Rather than focusing on specific applications, this guide is centered on high level techniques which can be applied across systems with ease. This ensures that regardless of your system operating system or control panel software, this guide will be applicable. For a wealth of information on this topic, the Open Web Application Security Project (OWASP) has a wealth of cheat sheets on different aspects of digital security.
High Level Best Practices
Before delving into the technical side of securing passwords, there is one key point you need to keep in mind:
Don’t limit the character set permitted for user passwords (i.e. blocking symbols and special characters). Although character limiting is commonly done to prevent SQL injections, cross site scripting and other injection based attacks, it leaves your users vulnerable to brute force attacks.
A more efficient way to prevent these attacks is to use the following methods:
- Minimize the permissions assigned to application databases so they only can do what is necessary to function
- Minimize the permissions of the operating system which is used to run live database systems
- Validate all input to ensure that it is appropriate – for example a password field shouldn’t have international characters and Windings symbols
- Ensure that you use appropriate escaping techniques included in your database provider libraries
Use an Appropriate Hash
One of the most important points of proper password management is that you never should store a password as plaintext. Although the actual process of hashing will vary depending on the programming language your software is written in, one of the most common hashing algorithms for passwords is SHA-1.
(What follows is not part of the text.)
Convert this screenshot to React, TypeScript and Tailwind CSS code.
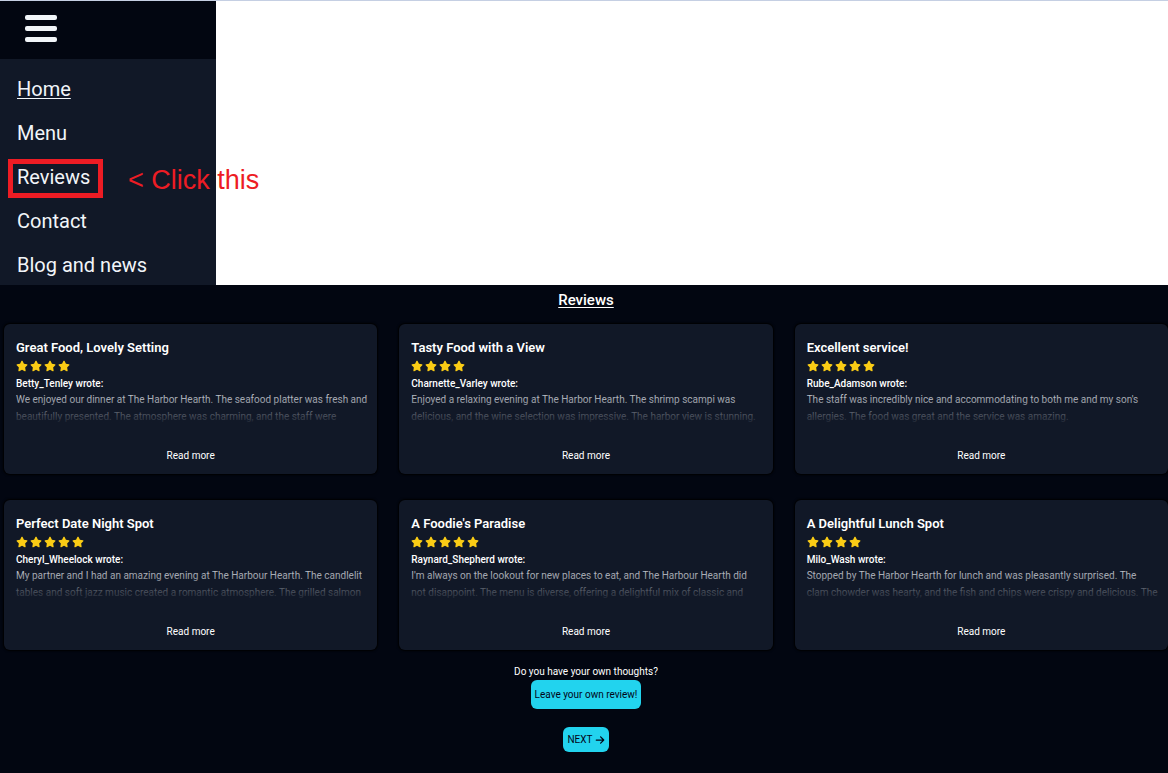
import { FaArrowRight, FaStar } from "react-icons/fa6";

type Review = {
  title: string;
  stars: number;
  author: string;
  lines: [string, string];
};

const reviews: Review[] = [
  {
    title: "Great Food, Lovely Setting",
    stars: 4,
    author: "Betty_Tenley",
    lines: [
      "We enjoyed our dinner at The Harbor Hearth. The seafood platter was fresh and",
      "beautifully presented. The atmosphere was charming, and the staff were",
    ],
  },
  {
    title: "Tasty Food with a View",
    stars: 4,
    author: "Charnette_Varley",
    lines: [
      "Enjoyed a relaxing evening at The Harbor Hearth. The shrimp scampi was",
      "delicious, and the wine selection was impressive. The harbor view is stunning.",
    ],
  },
  {
    title: "Excellent service!",
    stars: 5,
    author: "Rube_Adamson",
    lines: [
      "The staff was incredibly nice and accommodating to both me and my son's",
      "allergies. The food was great and the service was amazing.",
    ],
  },
  {
    title: "Perfect Date Night Spot",
    stars: 5,
    author: "Cheryl_Wheelock",
    lines: [
      "My partner and I had an amazing evening at The Harbour Hearth. The candlelit",
      "tables and soft jazz music created a romantic atmosphere. The grilled salmon",
    ],
  },
  {
    title: "A Foodie's Paradise",
    stars: 5,
    author: "Raynard_Shepherd",
    lines: [
      "I'm always on the lookout for new places to eat, and The Harbour Hearth did",
      "not disappoint. The menu is diverse, offering a delightful mix of classic and",
    ],
  },
  {
    title: "A Delightful Lunch Spot",
    stars: 4,
    author: "Milo_Wash",
    lines: [
      "Stopped by The Harbor Hearth for lunch and was pleasantly surprised. The",
      "clam chowder was hearty, and the fish and chips were crispy and delicious. The",
    ],
  },
];

const links = ["Home", "Menu", "Reviews", "Contact", "Blog and news"];

function Sidebar() {
  return (
    <aside className="relative w-54 bg-[#111827]">
      <div className="flex h-[58px] items-center bg-[#020611] px-6">
        <button type="button" aria-label="Toggle menu" className="pb-1">
          <svg viewBox="0 0 34 28" className="block h-7 w-[34px] fill-slate-100" aria-hidden="true">
            <rect x="1" y="1" width="32" height="5" rx="2" />
            <rect x="1" y="12" width="32" height="5" rx="2" />
            <rect x="1" y="23" width="32" height="5" rx="2" />
          </svg>
        </button>
      </div>
      <nav className="pt-2">
        <ul>
          {links.map((label) => (
            <li key={label} className="relative px-[17px] py-2 text-xl leading-7 last:pb-1.5">
              <a
                href="#"
                className={
                  label === "Home"
                    ? "text-slate-100 underline decoration-1 underline-offset-2"
                    : "text-slate-100"
                }
              >
                {label}
              </a>
              {label === "Reviews" && (
                <>
                  <span className="absolute top-1 left-2 h-[39px] w-[95px] border-5 border-[#ed1c24]" />
                  <span className="absolute top-1 left-32 font-['Liberation_Sans',sans-serif] text-[27px] leading-[42px] whitespace-nowrap text-[#ed1c24]">
                    &lt; Click this
                  </span>
                </>
              )}
            </li>
          ))}
        </ul>
      </nav>
    </aside>
  );
}

function ReviewCard({ review }: { review: Review }) {
  return (
    <article className="flex flex-col rounded-md bg-[#111827] px-3 pt-3 pb-1.5 shadow-[0_0_2px_1px_#000]">
      <h2 className="text-[13px] leading-6 font-semibold text-white">{review.title}</h2>
      <div className="flex h-3 items-center gap-0.5" role="img" aria-label={`${review.stars} stars`}>
        {Array.from({ length: review.stars }, (_, i) => (
          <FaStar key={i} className="h-3 w-3 text-[#facc15]" />
        ))}
      </div>
      <p className="pt-1 text-[10px] leading-[15px] font-medium text-white">{review.author} wrote:</p>
      <div className="relative pb-[19px]">
        <p className="text-[10px] leading-[17px] whitespace-nowrap text-gray-300">
          {review.lines[0]}
          <br />
          {review.lines[1]}
        </p>
        <div className="absolute -inset-x-2 top-0 h-[34px] bg-linear-to-b from-[#11182700] to-[#111827]" />
      </div>
      <button type="button" className="mx-auto px-2 text-[10px] leading-6 text-white">
        Read more
      </button>
    </article>
  );
}

export default function App() {
  return (
    <div className="flex min-h-screen flex-col bg-[#020611] font-[Roboto,sans-serif]">
      <div className="flex border-t border-[#c5cfe3] bg-white">
        <Sidebar />
      </div>
      <main className="flex flex-col">
        <h1 className="pt-[3px] pl-1 text-center text-[15px] leading-6 font-medium text-white underline decoration-1 underline-offset-2">
          Reviews
        </h1>
        <section className="grid grid-cols-3 gap-x-[22px] gap-y-[26px] pt-3 pl-1">
          {reviews.map((review) => (
            <ReviewCard key={review.title} review={review} />
          ))}
        </section>
        <section className="flex flex-col items-center pt-[14px] pl-1">
          <p className="text-[10px] leading-4 text-white">Do you have your own thoughts?</p>
          <button
            type="button"
            className="h-[29px] rounded-md bg-[#22d3ee] px-1 text-[10px] text-slate-950"
          >
            Leave your own review!
          </button>
          <button
            type="button"
            className="mt-[18px] flex h-[25px] items-center gap-0.5 rounded-md bg-[#22d3ee] px-1 text-[10px] text-slate-950"
          >
            NEXT
            <FaArrowRight className="h-2.5 w-2.5" aria-hidden="true" />
          </button>
        </section>
      </main>
    </div>
  );
}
SHA stands for “Secure Hash Algorithm” and the series of algorithms was created by the United States National Institute of Standards and Technology.
Although this guide is focused around password storage, since many datacenters house related sensitive information, aside from SHA, the mcrypt library allows developers to implement encryption of data with minimal changes to their code.
Hashing With Salt
The biggest weakness of hashing alone is that the algorithms hash every password the exact same way. This means plain hashes can be reversed by using lookup tables, reverse lookup tables, and rainbow tables.
To prevent this, you can implement salting to add a random factor to the way passwords are secured. This is crucial because as many internet users only have a single password for all their services, by implementing this technique, you can give your users more time to secure themselves after a breach.